In re-theorizing the concept of regionalism, this collection also seeks to unsettle, counteract, and expand the temporal boundaries in which regionalism is usually studied. The idea of the region has long held an important place in early U.S. literary and cultural studies, but the term regionalism is often reserved for describing a particular genre of late-nineteenth-century writing. This narrow definition of regionalism, however, risks limiting our understanding of the historical, cultural, and theoretical scope of regional writing and representation. While the discussions of antebellum regionalism have become an increasingly visible and vocal topic at conferences and in recent publications, there have been few forums for bringing these ideas and arguments together to assess to directions in the field of regional studies.
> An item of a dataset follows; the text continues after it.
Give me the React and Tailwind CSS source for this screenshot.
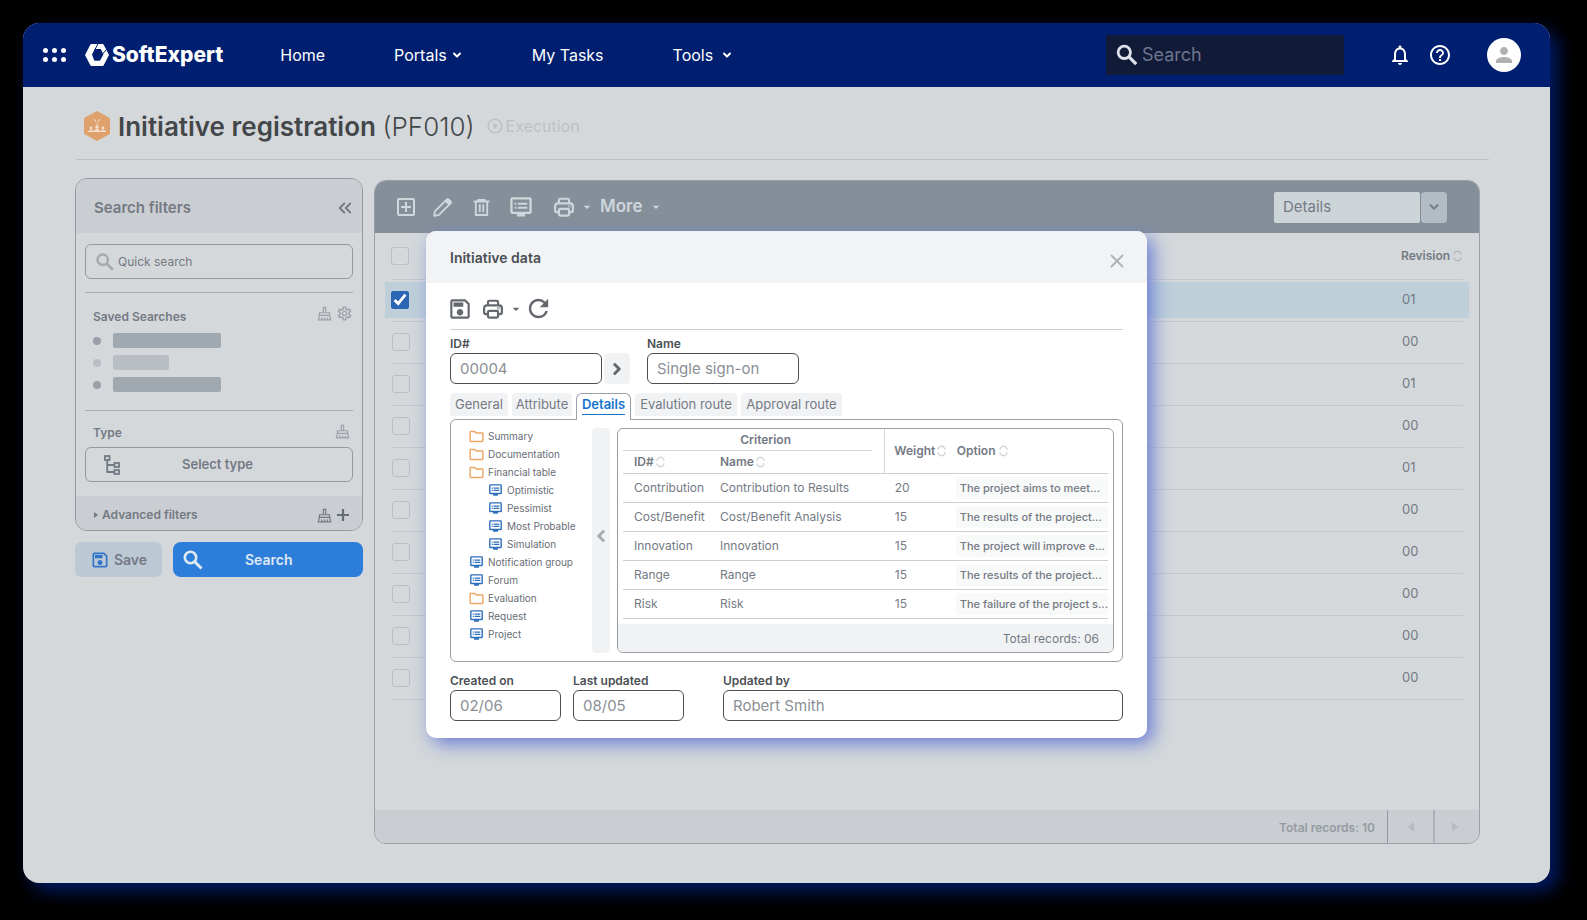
import {
  MdArrowDropDown,
  MdHelpOutline,
  MdNotificationsNone,
  MdOutlineAddBox,
  MdOutlineFolder,
  MdOutlineSave,
  MdOutlineSettings,
  MdPerson,
  MdPlayCircleOutline,
  MdRefresh,
} from 'react-icons/md';
import { ChevronDown, ChevronLeft, ChevronRight, X } from 'lucide-react';

const rows = [
  { revision: '01', selected: true },
  { revision: '00' },
  { revision: '01' },
  { revision: '00' },
  { revision: '01' },
  { revision: '00' },
  { revision: '00' },
  { revision: '00' },
  { revision: '00' },
  { revision: '00' },
];

const tree = [
  { label: 'Summary', folder: true },
  { label: 'Documentation', folder: true },
  { label: 'Financial table', folder: true },
  { label: 'Optimistic', nested: true },
  { label: 'Pessimist', nested: true },
  { label: 'Most Probable', nested: true },
  { label: 'Simulation', nested: true },
  { label: 'Notification group' },
  { label: 'Forum' },
  { label: 'Evaluation', folder: true },
  { label: 'Request' },
  { label: 'Project' },
];

const criteria = [
  { id: 'Contribution', name: 'Contribution to Results', weight: 20, option: 'The project aims to meet...' },
  { id: 'Cost/Benefit', name: 'Cost/Benefit Analysis', weight: 15, option: 'The results of the project...' },
  { id: 'Innovation', name: 'Innovation', weight: 15, option: 'The project will improve e...' },
  { id: 'Range', name: 'Range', weight: 15, option: 'The results of the project...' },
  { id: 'Risk', name: 'Risk', weight: 15, option: 'The failure of the project s...' },
];

function SearchIcon({ className }) {
  return (
    <svg viewBox="0 0 24 24" fill="none" stroke="currentColor" strokeWidth="2.6" className={className}>
      <circle cx="9.500" cy="9.500" r="5.700" />
      <path d="M13.800 13.800l6.700 6.700" strokeWidth="3" />
    </svg>
  );
}

function PrintIcon({ className }) {
  return (
    <svg viewBox="0 0 24 24" fill="none" stroke="currentColor" strokeWidth="2.4" strokeLinejoin="round" className={className}>
      <path d="M6.500 8V4.500a1.500 1.500 0 0 1 1.500-1.500h8a1.500 1.500 0 0 1 1.500 1.500V8" />
      <path d="M6.500 17.500H4.300a2 2 0 0 1-2-2V11a3 3 0 0 1 3-3h13.400a3 3 0 0 1 3 3v4.500a2 2 0 0 1-2 2h-2.200" />
      <rect x="6.500" y="14" width="11" height="7.500" rx="1.500" />
      <circle cx="17.800" cy="11.300" r=".3" />
    </svg>
  );
}

function PencilIcon({ className }) {
  return (
    <svg viewBox="0 0 24 24" fill="none" stroke="currentColor" strokeWidth="2.2" strokeLinejoin="round" className={className}>
      <path d="M2.500 21.500l.8-5L16.800 3a1.600 1.600 0 0 1 2.300 0l2 2a1.600 1.600 0 0 1 0 2.300L7.600 20.700z" />
      <path d="M15.500 4.500l4 4 2-2.500-3.500-3.500z" fill="currentColor" />
    </svg>
  );
}

function TrashIcon({ className }) {
  return (
    <svg viewBox="0 0 24 24" fill="none" stroke="currentColor" strokeWidth="2.4" className={className}>
      <path d="M2 4.500h20M8 4V2.500h8V4" />
      <path d="M4.800 5v16.500h14.400V5" />
      <path d="M9.800 8v10M14.200 8v10" />
    </svg>
  );
}

function ScreenIcon({ className }) {
  return (
    <svg viewBox="0 0 24 22" fill="none" stroke="currentColor" strokeWidth="2.600" className={className}>
      <rect x="1.500" y="1.500" width="21" height="16" rx="1" />
      <path d="M5 7.500h2M8.500 7.500H19M5 11.800h2M8.500 11.800H19" strokeWidth="2.200" />
      <path d="M7.500 18h9v3.500h-9z" fill="currentColor" stroke="none" />
    </svg>
  );
}

function BrushIcon({ className }) {
  return (
    <svg viewBox="0 0 16 16" fill="none" stroke="currentColor" strokeWidth="1.300" className={className}>
      <path d="M6.800 7V1.500h2.400V7" />
      <path d="M2.600 10V7.200h10.800V10" />
      <path d="M2.600 10l-1.200 4.700h13.200L13.400 10z" />
      <path d="M5 14.500v-2.200M8 14.500v-2.200M11 14.500v-2.200" />
    </svg>
  );
}

function TypeTreeIcon({ className }) {
  return (
    <svg viewBox="0 0 16 20" fill="none" stroke="currentColor" strokeWidth="1.800" className={className}>
      <rect x="1" y="1" width="4.500" height="4" />
      <rect x="10.500" y="8" width="4.500" height="4" />
      <rect x="10.500" y="15" width="4.500" height="4" />
      <path d="M3.200 5v12h7.300M3.200 10h7.300" />
    </svg>
  );
}

function SortIcon() {
  return (
    <svg viewBox="0 0 10 14" fill="none" stroke="currentColor" strokeWidth="1.400" className="h-3 w-[9px] opacity-35">
      <path d="M1 5.500V4l2.500-2.500h3L9 4v1.500M1 8.500V10l2.500 2.500h3L9 10V8.500" />
    </svg>
  );
}

function Logo() {
  return (
    <div className="flex items-center gap-[3px]">
      <svg viewBox="0 0 24 22" className="h-[22px] w-6">
        <path
          fillRule="evenodd"
          fill="#fff"
          d="M6.500 0h11q.8 0 1.200.8L24 11l-5.300 10.200q-.4.800-1.200.8h-11q-.8 0-1.200-.8L0 11 5.300.8Q5.700 0 6.500 0zM9.800 5L7 10.500l2 5.500q.3.800 1.200.8h4q.8 0 1.200-.8l3-5.500L15.800 5z"
        />
        <path d="M12.800 0L10 5.500M21.500 5.500L17.500 10" stroke="#001f71" strokeWidth="1" />
      </svg>
      <span className="text-[21px] leading-7 font-extrabold text-white">SoftExpert</span>
    </div>
  );
}

function TopBar() {
  return (
    <header className="flex h-16 items-center bg-[#001f71] pr-[29px] pl-5 text-white">
      <button aria-label="Applications" className="grid grid-cols-3 gap-x-1 gap-y-1">
        {[0, 1, 2, 3, 4, 5].map((dot) => (
          <span key={dot} className="h-[5px] w-[5px] rounded-full bg-white" />
        ))}
      </button>
      <a href="#home" className="ml-[19px]"><Logo /></a>
      <nav className="ml-[57px] flex items-center gap-[69px] text-base">
        <a href="#home">Home</a>
        <button className="flex items-center gap-1">
          Portals
          <ChevronDown className="h-3 w-3" strokeWidth={4} />
        </button>
        <a href="#tasks">My Tasks</a>
        <button className="flex items-center gap-2">
          Tools
          <ChevronDown className="h-3 w-3" strokeWidth={4} />
        </button>
      </nav>
      <label className="ml-auto flex h-10 w-[238px] items-center gap-0.5 bg-[#111a37] pl-2">
        <SearchIcon className="h-[26px] w-[26px] shrink-0 text-[#dde3ea]" />
        <input
          aria-label="Search"
          placeholder="Search"
          className="w-full min-w-0 bg-transparent text-lg outline-none placeholder:text-[#6d7590]"
        />
      </label>
      <button aria-label="Notifications" className="ml-11">
        <MdNotificationsNone className="h-6 w-6" />
      </button>
      <button aria-label="Help" className="ml-4">
        <MdHelpOutline className="h-6 w-6" />
      </button>
      <button aria-label="Account" className="ml-[35px] flex h-[34px] w-[34px] items-center justify-center rounded-full bg-white">
        <MdPerson className="h-6 w-6 text-[#b0b0b0]" />
      </button>
    </header>
  );
}

function PageTitle() {
  return (
    <div className="mr-[61px] ml-[53px] flex h-[73px] items-center border-b border-[#bbc0c5] pt-1.5 pl-2">
      <svg viewBox="0 0 26 30" className="h-[30px] w-[26px]">
        <path d="M13 0l12 6.500q1 .5 1 1.500v14q0 1-1 1.500L13 30 1 23.500q-1-.5-1-1.500V8q0-1 1-1.500z" fill="#dfa26d" />
        <g fill="#f3dfcf">
          <circle cx="7" cy="17" r="1.500" />
          <circle cx="13" cy="16" r="1.700" />
          <circle cx="19" cy="17" r="1.500" />
          <path d="M4 21q0-2 3-2t3 2zM10 21q0-3 3-3t3 3zM16 21q0-2 3-2t3 2z" />
        </g>
        <path d="M10 8l2 3M16 8l-2 3M13 12v2" stroke="#f3dfcf" fill="none" />
      </svg>
      <h1 className="ml-2 text-[26px] font-semibold whitespace-nowrap text-[#434749]">
        Initiative registration <span className="font-light">(PF010)</span>
      </h1>
      <span className="ml-[11px] flex items-center gap-0.5 text-base text-[#bcc1c6]">
        <MdPlayCircleOutline className="h-[18px] w-[18px]" />
        Execution
      </span>
    </div>
  );
}

function SearchFilters() {
  return (
    <aside className="-mt-0.5 w-72 shrink-0 text-[#747a84]">
      <div className="overflow-hidden rounded-xl border border-[#9499a1]">
        <div className="flex h-[54px] items-center justify-between bg-[#cacdd2] pt-1 pr-[5px] pl-[18px]">
          <h2 className="text-[15px] font-semibold">Search filters</h2>
          <button aria-label="Collapse filters" className="flex">
            <ChevronLeft className="-mr-3 h-[18px] w-[18px]" strokeWidth={2.5} />
            <ChevronLeft className="h-[18px] w-[18px]" strokeWidth={2.5} />
          </button>
        </div>
        <div className="px-[9px] pt-[11px]">
          <label className="flex h-[35px] items-center gap-0.5 rounded-md border border-[#9499a1] pl-2">
            <SearchIcon className="h-[22px] w-[22px] shrink-0 text-[#a3a9ae]" />
            <input
              aria-label="Quick search"
              placeholder="Quick search"
              className="w-full min-w-0 bg-transparent text-xs outline-none placeholder:text-[#747a84]"
            />
          </label>
          <div className="mt-[13px] h-[119px] border-y border-[#a9adb3] pt-3 pl-2">
            <div className="flex items-start justify-between">
              <h3 className="pt-1 text-xs leading-4 font-semibold">Saved Searches</h3>
              <div className="flex items-center gap-1 text-[#9ca1a9]">
                <BrushIcon className="h-[15px] w-[15px]" />
                <MdOutlineSettings className="h-[17px] w-[17px]" />
              </div>
            </div>
            <ul className="mt-2 space-y-[7px]">
              <li className="flex items-center gap-3">
                <span className="h-2 w-2 rounded-full bg-[#9a9fa8]" />
                <span className="h-[15px] w-[108px] rounded-xs bg-[#a1a9b0]" />
              </li>
              <li className="flex items-center gap-3">
                <span className="h-2 w-2 rounded-full bg-[#b9bdc4]" />
                <span className="h-[15px] w-14 rounded-xs bg-[#b9bec5]" />
              </li>
              <li className="flex items-center gap-3">
                <span className="h-2 w-2 rounded-full bg-[#9a9fa8]" />
                <span className="h-[15px] w-[108px] rounded-xs bg-[#a1a9b0]" />
              </li>
            </ul>
          </div>
          <div className="mt-[10px] flex items-center justify-between pr-[3px] pl-2">
            <h3 className="pt-1 text-xs leading-4 font-semibold">Type</h3>
            <BrushIcon className="h-[15px] w-[15px] text-[#9ca1a9]" />
          </div>
          <button className="mt-1.5 flex h-[35px] w-full items-center rounded-md border border-[#9499a1] pl-[18px] text-[13px] font-semibold">
            <TypeTreeIcon className="h-5 w-4" />
            <span className="ml-[62px]">Select type</span>
          </button>
        </div>
        <div className="mt-[14px] flex h-[34px] items-center bg-[#cacdd2] pt-1 pr-3 pl-[18px]">
          <span className="h-0 w-0 border-y-[3px] border-l-4 border-y-transparent border-l-[#747a84]" />
          <span className="ml-1 text-xs font-semibold">Advanced filters</span>
          <BrushIcon className="ml-auto h-[15px] w-[15px]" />
          <button aria-label="Add filter" className="ml-1 text-[#686e78]">
            <svg viewBox="0 0 14 14" className="h-[14px] w-[14px]">
              <path d="M7 1v12M1 7h12" stroke="currentColor" strokeWidth="2.200" />
            </svg>
          </button>
        </div>
      </div>
      <div className="mt-[11px] flex gap-[11px]">
        <button className="flex h-[35px] w-[87px] items-center justify-center gap-1 rounded-md bg-[#bcc8d4] text-sm font-semibold text-[#747a84]">
          <MdOutlineSave className="h-5 w-5 text-[#2f74c9]" />
          Save
        </button>
        <button className="flex h-[35px] flex-1 items-center rounded-lg bg-[#2d7edb] pl-2 text-sm font-semibold text-[#dfe9f2]">
          <SearchIcon className="h-6 w-6" />
          <span className="ml-10">Search</span>
        </button>
      </div>
    </aside>
  );
}

function Checkbox({ label, checked }) {
  return (
    <input
      type="checkbox"
      aria-label={label}
      defaultChecked={checked}
      className="h-[18px] w-[18px] appearance-none rounded-[3px] border border-[#bbbfc5] accent-[#2a66b4] checked:appearance-auto"
    />
  );
}

function Records() {
  return (
    <section className="flex min-w-0 flex-1 flex-col overflow-hidden rounded-xl border border-[#9aa0a7] text-[#747a84]">
      <div className="flex h-[52px] shrink-0 items-center bg-[#848f99] pr-8 pl-[19px] text-[#cfd6dc]">
        <button aria-label="New"><MdOutlineAddBox className="h-6 w-6" /></button>
        <button aria-label="Edit" className="ml-3.5"><PencilIcon className="h-[21px] w-[21px]" /></button>
        <button aria-label="Delete" className="ml-[19px]"><TrashIcon className="h-[19px] w-[19px]" /></button>
        <button aria-label="View" className="ml-[19px]"><ScreenIcon className="h-5 w-[22px]" /></button>
        <button aria-label="Print" className="ml-[21px] flex items-center">
          <PrintIcon className="h-[22px] w-[22px]" />
          <MdArrowDropDown className="ml-1 h-4 w-4" />
        </button>
        <button className="ml-[5px] flex items-center gap-1.5 text-[17px] font-semibold">
          More
          <MdArrowDropDown className="h-4 w-4" />
        </button>
        <select
          aria-label="Layout"
          className="ml-auto h-[31px] w-[146px] appearance-none rounded-xs bg-[#ced5d9] pl-[9px] text-[15px] text-[#747a84]"
        >
          <option>Details</option>
        </select>
        <button aria-label="Change layout" className="ml-px flex h-[31px] w-[26px] items-center justify-center rounded-sm bg-[#b3bbc5] text-[#7b828b]">
          <ChevronDown className="h-[14px] w-[14px]" strokeWidth={4} />
        </button>
      </div>
      <div className="flex-1 px-4">
        <table className="w-full border-collapse">
          <thead>
            <tr className="h-[46px] border-b border-[#c3c7cb]">
              <th className="p-0"><div className="flex"><Checkbox label="Select all" /></div></th>
              <th className="w-[62px] p-0">
                <span className="flex items-center gap-[3px] text-xs font-semibold">
                  Revision <SortIcon />
                </span>
              </th>
            </tr>
          </thead>
          <tbody>
            {rows.map((row, i) =>
              row.selected ? (
                <tr key={i} className="h-[42px] border-b border-[#c3c7cb]">
                  <td className="p-0">
                    <div className="-ml-1.5 flex h-9 items-center bg-[#becfda] pl-1.5">
                      <Checkbox label={`Record ${i + 1}`} checked />
                    </div>
                  </td>
                  <td className="p-0 text-[13px]">
                    <div className="-mr-1.5 flex h-9 items-center bg-[#becfda] pl-px">{row.revision}</div>
                  </td>
                </tr>
              ) : (
                <tr key={i} className="h-[42px] border-b border-[#c3c7cb]">
                  <td className="p-0 pl-px"><div className="flex"><Checkbox label={`Record ${i + 1}`} /></div></td>
                  <td className="p-0 pl-px text-[13px]">{row.revision}</td>
                </tr>
              ),
            )}
          </tbody>
        </table>
      </div>
      <footer className="flex h-[33px] shrink-0 items-stretch justify-end bg-[#cacdd2]">
        <p className="mr-3 pt-2.5 text-xs font-semibold text-[#959ba3]">Total records: 10</p>
        <button aria-label="Previous page" className="flex w-[46px] items-center justify-center border-l border-[#9499a1]">
          <span className="h-0 w-0 border-y-[5px] border-r-[6px] border-y-transparent border-r-[#b7bbc1]" />
        </button>
        <button aria-label="Next page" className="flex w-[46px] items-center border-l-2 border-[#adb1b7] pl-[17px]">
          <span className="h-0 w-0 border-y-[5px] border-l-[6px] border-y-transparent border-l-[#b7bbc1]" />
        </button>
      </footer>
    </section>
  );
}

function Field({ id, label, value, className }) {
  return (
    <div className={className}>
      <label htmlFor={id} className="block text-xs leading-4 font-semibold text-[#4b5055]">{label}</label>
      <input
        id={id}
        defaultValue={value}
        className="mt-px h-[31px] w-full rounded-md border border-[#4b4e52] bg-white px-[9px] text-[15px] text-[#8b8f94] outline-none"
      />
    </div>
  );
}

function Tabs() {
  const tab = 'h-[23px] rounded-t-sm bg-[#f1f2f4] text-center text-[13px] whitespace-nowrap text-[#747a84]';
  return (
    <div role="tablist" className="flex h-[26px] items-start gap-1">
      <button role="tab" className={`${tab} w-[58px]`}>General</button>
      <button role="tab" className={`${tab} w-[60px]`}>Attribute</button>
      <button
        role="tab"
        aria-selected="true"
        className="z-10 h-[27px] w-[55px] rounded-t-md border border-b-0 border-[#9a9ea5] bg-white pb-1 text-[13px] font-semibold text-[#1573cf]"
      >
        <span className="border-b border-[#1573cf] pb-0.5">Details</span>
      </button>
      <button role="tab" className={`${tab} w-[102px]`}>Evalution route</button>
      <button role="tab" className={`${tab} w-[101px]`}>Approval route</button>
    </div>
  );
}

function CriterionTable() {
  return (
    <div className="flex min-w-0 flex-1 flex-col overflow-hidden rounded-md border border-[#9a9ea5] text-xs text-[#747a84]">
      <table className="mx-[5px] border-collapse">
        <thead className="text-left">
          <tr className="h-[22px]">
            <th colSpan={2} className="p-0">
              <div className="mr-3 h-[22px] border-b border-[#d2d5d8] pt-[3px] pl-9 text-center font-semibold">Criterion</div>
            </th>
            <th rowSpan={2} className="w-[71px] border-l border-[#d2d5d8] p-0 pl-[9px] font-semibold">
              <span className="flex items-center gap-0.5">Weight <SortIcon /></span>
            </th>
            <th rowSpan={2} className="w-[152px] p-0 pl-px font-semibold">
              <span className="flex items-center gap-[3px]">Option <SortIcon /></span>
            </th>
          </tr>
          <tr className="h-[22px]">
            <th className="w-[97px] p-0 pl-[11px] font-semibold">
              <span className="flex items-center gap-0.5">ID# <SortIcon /></span>
            </th>
            <th className="p-0 font-semibold">
              <span className="flex items-center gap-0.5">Name <SortIcon /></span>
            </th>
          </tr>
        </thead>
        <tbody className="border-t border-[#cdd0d3]">
          {criteria.map((item) => (
            <tr key={item.id} className="h-[29px] border-b border-[#cdd0d3]">
              <td className="p-0 pl-[11px]">{item.id}</td>
              <td className="p-0 whitespace-nowrap">{item.name}</td>
              <td className="p-0 pl-[10px]">{item.weight}</td>
              <td className="p-0">
                <div className="h-[22px] rounded-xs bg-[#f8f9f9] pl-1 text-[11px] leading-[22px] font-medium whitespace-nowrap">
                  {item.option}
                </div>
              </td>
            </tr>
          ))}
        </tbody>
      </table>
      <p className="mt-[5px] h-7 bg-[#f1f2f4] pt-0.5 pr-[14px] text-right leading-[26px]">Total records: 06</p>
    </div>
  );
}

function DetailsPanel() {
  return (
    <div className="flex rounded-md border border-[#9a9ea5] py-2 pr-2">
      <ul className="-mt-px w-[141px] shrink-0 pl-[17px]">
        {tree.map((item) => (
          <li
            key={item.label}
            className={`flex h-[18px] items-center text-[10px] whitespace-nowrap text-[#686d75] ${item.nested ? 'pl-[19px]' : ''}`}
          >
            {item.folder ? (
              <MdOutlineFolder className="h-[17px] w-[17px] shrink-0 text-[#eda565]" />
            ) : (
              <span className="flex w-[17px] shrink-0 justify-center text-[#2e6fbd]">
                <ScreenIcon className="h-3 w-[13px]" />
              </span>
            )}
            <span className="ml-[3px]">{item.label}</span>
          </li>
        ))}
      </ul>
      <button aria-label="Collapse tree" className="mr-[7px] flex w-[18px] shrink-0 items-center justify-center rounded-sm bg-[#f1f2f4] pb-2">
        <ChevronLeft className="h-[18px] w-[18px] text-[#a8abb0]" strokeWidth={4} />
      </button>
      <CriterionTable />
    </div>
  );
}

function InitiativeDialog() {
  return (
    <div
      role="dialog"
      aria-label="Initiative data"
      className="w-[721px] max-w-full overflow-hidden rounded-[10px] bg-white shadow-[6px_6px_18px_#6c7fd4]"
    >
      <div className="flex h-[52px] items-center justify-between bg-[#f1f3f5] pt-0.5 pr-[19px] pl-6">
        <h2 className="text-sm font-semibold text-[#4b5055]">Initiative data</h2>
        <button aria-label="Close" className="pt-1.5 text-[#b0b3b6]">
          <X className="h-[22px] w-[22px]" />
        </button>
      </div>
      <div className="px-6 pb-[17px]">
        <div className="flex h-[47px] items-center border-b border-[#cdd0d3] pt-[5px] text-[#63676e]">
          <button aria-label="Save" className="-ml-[3px]"><MdOutlineSave className="h-[26px] w-[26px]" /></button>
          <button aria-label="Print" className="ml-[9px] flex items-center">
            <PrintIcon className="h-[22px] w-[22px]" />
            <MdArrowDropDown className="ml-1 h-4 w-4" />
          </button>
          <button aria-label="Reload"><MdRefresh className="h-[29px] w-[29px]" /></button>
        </div>
        <div className="mt-[6px] flex items-end">
          <Field id="record-id" label="ID#" value="00004" className="w-[152px]" />
          <button aria-label="Next record" className="ml-0.5 flex h-[31px] w-[26px] items-center justify-center rounded-sm bg-[#f1f2f4] text-[#63676e]">
            <ChevronRight className="h-[18px] w-[18px]" strokeWidth={4} />
          </button>
          <Field id="record-name" label="Name" value="Single sign-on" className="ml-[17px] w-[152px]" />
        </div>
        <div className="mt-[9px]">
          <Tabs />
          <DetailsPanel />
        </div>
        <div className="mt-[11px] flex">
          <Field id="created" label="Created on" value="02/06" className="w-[111px]" />
          <Field id="updated" label="Last updated" value="08/05" className="ml-3 w-[111px]" />
          <Field id="updated-by" label="Updated by" value="Robert Smith" className="ml-[39px] flex-1" />
        </div>
      </div>
    </div>
  );
}

export default function App() {
  return (
    <div className="flex min-h-screen bg-black pt-[23px] pr-[37px] pb-[37px] pl-[23px] font-['Inter',sans-serif]">
      <div className="flex min-w-0 flex-1 rounded-2xl shadow-[8px_8px_18px_#001a66]">
        <div className="relative flex min-w-0 flex-1 flex-col overflow-hidden rounded-2xl bg-[#d4d8db]">
          <TopBar />
          <PageTitle />
          <main className="flex flex-1 gap-[11px] pt-5 pr-[70px] pb-[39px] pl-[52px]">
            <SearchFilters />
            <Records />
          </main>
          <div className="absolute inset-x-0 top-52 flex justify-center">
            <InitiativeDialog />
          </div>
        </div>
      </div>
    </div>
  );
}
We are thus interested in essays that could help us take stock of how contemporary scholars are reconsidering and transforming the concept of the region in the context of early U.S. literature and culture from the late eighteenth through the nineteenth centuries, with the goal of exploring, not simply where current arguments converge, but also how they may contest and counteract one another.

We seek essays that employ a range of theoretical and historical paradigms to re-think the spatial, temporal, and critical approaches to regionalism. We hope accordingly to produce a collection that re-imagines regionalism, not simply as a study of a particular genre or a representation of communities set in a specific time and place, but as a critical discourse in its own right—a discourse with a complex and dynamic critical history.